The new legislation, coming into effect from January, requires the council of each town with 10,000 or fewer inhabitants to provide nursery daycare in cases where there are at least 40 children under 3 years of age, or five parents who request daycare.

Good initiative in the framing of population growth

This might be a good idea, and yet the government seems to have forgotten – again – to provide adequate resources to execute the plan.

At a meeting this November of the Ministry of Justice’s working group responsible for women’s rights, Attila Beneda, State Secretary of the Ministry of Human Resources responsible for family policy and demographic policy, has said that the daycare expansion plan is justified by the demographic situation. After all, these are major issues in Hungary, so it’s important to give women a choice.

It is worth recalling that children usually have fathers who are concerned about their upbringing, and ideally, women’s well-being and choices are not only important because to population policy they are a strategically important group (they are, after all, the ones giving birth) but because they themselves are important (they are citizens).

With all this in mind, the daycare extension policy is still a welcome initiative. In recent years, the number of daycare places for children of three years of age and under has grown from 11% to 16%. This is a very positive change, and we should continue down this path, regardless of what anybody thinks about ‘a woman’s place’ or a ‘child’s place’ in their first three years of life.

Because the reality is that a single person’s salary in today’s Hungary is not enough to sustain a family. The breadwinner husband – housekeeper wife myth is not an option for the vast majority of Hungarians. And like it or not, but 20% of all families is comprised of single-parent households (of which 86% feature women as the breadwinners) so there is no real choice between “work or family”. This is a false dichotomy.

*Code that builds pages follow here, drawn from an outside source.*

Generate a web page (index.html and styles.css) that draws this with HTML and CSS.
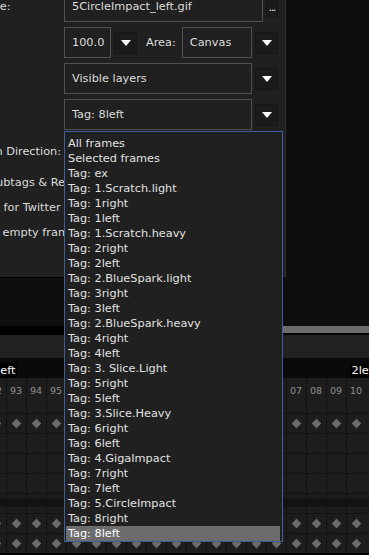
FILE: index.html
```html
<!DOCTYPE html>
<html lang="en">

<head>
    <meta charset="UTF-8">
    <title>Export</title>
    <link rel="stylesheet" href="styles.css">
</head>

<body>

    <div class="editor">
        <div class="dialog">
            <div class="form">
                <span class="lbl">Output File:</span>
                <div class="field">
                    <div class="box grow">5CircleImpact_left.gif</div>
                    <span class="btn btn-dots">...</span>
                </div>

                <span class="lbl">Resize:</span>
                <div class="field">
                    <div class="box box-scale">100.0</div>
                    <span class="btn"><span class="tri"></span></span>
                    <span class="area-lbl">Area:</span>
                    <div class="box grow">Canvas</div>
                    <span class="btn"><span class="tri"></span></span>
                </div>

                <span class="lbl">Layers:</span>
                <div class="field">
                    <div class="box grow">Visible layers</div>
                    <span class="btn"><span class="tri"></span></span>
                </div>

                <span class="lbl">Frames:</span>
                <div class="field">
                    <div class="box grow">Tag: 8left</div>
                    <span class="btn"><span class="tri"></span></span>
                </div>

                <span class="lbl row-dir">Animation Direction:</span>
                <div class="field row-dir">
                    <div class="box grow">Forward</div>
                    <span class="btn"><span class="tri"></span></span>
                </div>

                <div class="check"><span class="chk"></span>Play subtags &amp; Repeats</div>
                <div class="check"><span class="chk"></span>Export for Twitter</div>
                <div class="check"><span class="chk"></span>Ignore empty frames</div>
            </div>
        </div>
    </div>

    <div class="hscroll"><div class="thumb"></div></div>
    <div class="toolbar"></div>
    <div class="tags">
        <span class="tag tag-first">1left</span>
        <span class="tag tag-last">2left</span>
    </div>
    <div id="timeline"></div>

    <!-- lista aberta do combo de frames -->
    <div class="popup">
        <div>All frames</div>
        <div>Selected frames</div>
        <div>Tag: ex</div>
        <div>Tag: 1.Scratch.light</div>
        <div>Tag: 1right</div>
        <div>Tag: 1left</div>
        <div>Tag: 1.Scratch.heavy</div>
        <div>Tag: 2right</div>
        <div>Tag: 2left</div>
        <div>Tag: 2.BlueSpark.light</div>
        <div>Tag: 3right</div>
        <div>Tag: 3left</div>
        <div>Tag: 2.BlueSpark.heavy</div>
        <div>Tag: 4right</div>
        <div>Tag: 4left</div>
        <div>Tag: 3. Slice.Light</div>
        <div>Tag: 5right</div>
        <div>Tag: 5left</div>
        <div>Tag: 3.Slice.Heavy</div>
        <div>Tag: 6right</div>
        <div>Tag: 6left</div>
        <div>Tag: 4.GigaImpact</div>
        <div>Tag: 7right</div>
        <div>Tag: 7left</div>
        <div>Tag: 5.CircleImpact</div>
        <div>Tag: 8right</div>
        <div class="sel">Tag: 8left</div>
    </div>

    <script>
        // monta a grade da timeline (frames 92..110)
        const linhas = ["head", "key", "empty", "empty", "empty", "band", "key", "key"];
        const timeline = document.getElementById("timeline");

        linhas.forEach(tipo => {
            const row = document.createElement("div");
            row.className = "row row-" + tipo;
            for (let f = 92; f <= 110; f++) {
                const cell = document.createElement("span");
                cell.className = "cell";
                if (tipo === "head") {
                    cell.textContent = String(f % 100).padStart(2, "0");
                }
                if (tipo === "key") {
                    cell.innerHTML = '<span class="diamond"></span>';
                }
                row.appendChild(cell);
            }
            timeline.appendChild(row);
        });
    </script>

</body>

</html>
```

FILE: styles.css
```css
* {
    box-sizing: border-box;
}

body {
    margin: 0;
    width: 369px;
    height: 555px;
    overflow: hidden;
    position: relative;
    background: #000;
    font-family: "DejaVu Sans", Verdana, sans-serif;
    font-size: 11.3px;
    color: #dcdcdc;
}

.editor {
    display: flow-root;
    height: 326px;
    background: #0e0e0e;
}

.dialog {
    margin: -9px 0 0 -55px;
    width: 341px;
    height: 287px;
    background: #202020;
    border-right: 1px solid #2e2e2e;
    border-bottom: 1px solid #000;
}

.form {
    display: grid;
    grid-template-columns: 119px 214px;
    row-gap: 5px;
}

.lbl {
    display: flex;
    align-items: center;
    white-space: nowrap;
}

.field {
    display: flex;
    align-items: center;
    gap: 3px;
    height: 31px;
}

.row-dir {
    margin-top: 1px;
}

.box {
    height: 31px;
    border: 1px solid #505050;
    padding: 0 7px;
    display: flex;
    align-items: center;
    white-space: nowrap;
    overflow: hidden;
}

.grow {
    flex: 1;
}

.box-scale {
    width: 47px;
}

.area-lbl {
    margin: 0 3px 0 6px;
}

.btn {
    width: 23px;
    height: 22px;
    background: #1b1b1b;
    border: 1px solid #161616;
    display: flex;
    align-items: center;
    justify-content: center;
    color: #fff;
}

.btn-dots {
    width: 12px;
    align-items: flex-end;
    padding-bottom: 4px;
    font-size: 10px;
    letter-spacing: -1px;
}

.tri {
    border-left: 5px solid transparent;
    border-right: 5px solid transparent;
    border-top: 6px solid #fff;
}

.check {
    grid-column: 1 / -1;
    display: flex;
    align-items: center;
    gap: 5px;
    height: 20px;
    white-space: nowrap;
}

.chk {
    width: 13px;
    height: 13px;
    border: 1px solid #4c4c4c;
    background: #1a1a1a;
}

/* timeline */
.hscroll {
    height: 9px;
    background: #000;
    padding-left: 200px;
}

.hscroll .thumb {
    height: 7px;
    background: #6b6b6b;
}

.toolbar {
    height: 23px;
    background: #222;
}

.tags {
    height: 20px;
    background: #0a0a0a;
    display: flex;
    align-items: flex-end;
}

.tag {
    height: 15px;
    line-height: 15px;
    padding: 0 2px;
    background: #000;
    color: #fff;
    white-space: nowrap;
}

.tag-first {
    margin-left: -12px;
}

.tag-last {
    margin-left: auto;
    margin-right: -10px;
}

.row {
    display: flex;
    margin-left: -14px;
    height: 20px;
    border-top: 1px solid #121212;
    background: #1d1d1d;
}

.cell {
    flex: 0 0 20px;
    border-left: 1px solid #121212;
    display: flex;
    align-items: center;
    justify-content: center;
}

.row-head {
    height: 35px;
    border-top: none;
}

.row-head .cell {
    align-items: flex-start;
    justify-content: flex-start;
    padding: 7px 0 0 3px;
    font-size: 9.5px;
    color: #8f8f8f;
}

.row-band {
    position: relative;
}

.row-band::after {
    content: "";
    position: absolute;
    left: 0;
    right: 0;
    top: 4px;
    height: 9px;
    background: #131313;
}

.diamond {
    width: 9px;
    height: 9px;
    margin-left: -1px;
    background: #6a6a6a;
    border: 1px solid #0c0c0c;
    transform: rotate(45deg);
}

/* popup */
.popup {
    position: absolute;
    left: 64px;
    top: 131px;
    width: 219px;
    height: 411px;
    background: #202020;
    border: 1px solid #3e5d9b;
    padding: 4px 2px 0 1px;
}

.popup div {
    height: 15px;
    line-height: 15px;
    padding-left: 2px;
    white-space: nowrap;
    overflow: hidden;
    color: #e2e2e2;
}

.popup .sel {
    background: #6c6c6c;
    color: #fff;
}
```
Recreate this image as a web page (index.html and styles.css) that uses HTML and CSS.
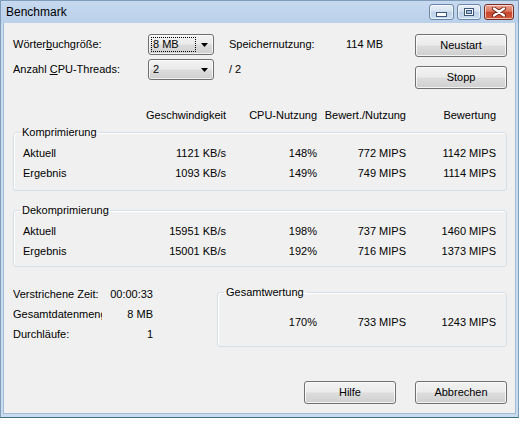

Femininity vs Female Autonomy

The debate surrounding women’s role in society usually centers around the two conflicting opposites of “femininity” versus “women’s autonomy”. This is a false dichotomy too, since it presents hard, down-to earth material issues as matters of attitude and ideology, thereby obscuring the lived reality of most people.

Those who argue that the most sacred task of women is motherhood, and that the family is the main building block of society rightfully recognize that we do not live for GDP, our worth as human beings does not equal our value on the labour market. They rightly note that the approach which focusses on individual success and performance neglects our caring and nurturing side and our dependency on each other.
However, they are wrong to attribute the worldview they criticize to individual selfishness or character fault. They understand the fault within the system, but to counter the ills of the precarious, contemporary condition all they offer is ‘traditional values’ to provide a sense of security against the ills of the condition, and the so-called ‘traditional family’, maybe even complemented by ideas of ‘active fatherhood’. Ľubica Kobová rightly points out that the fault of this argument is that the family (and even then, only traditional families) are deemed good and valuable, and are supposed to be so each and every time.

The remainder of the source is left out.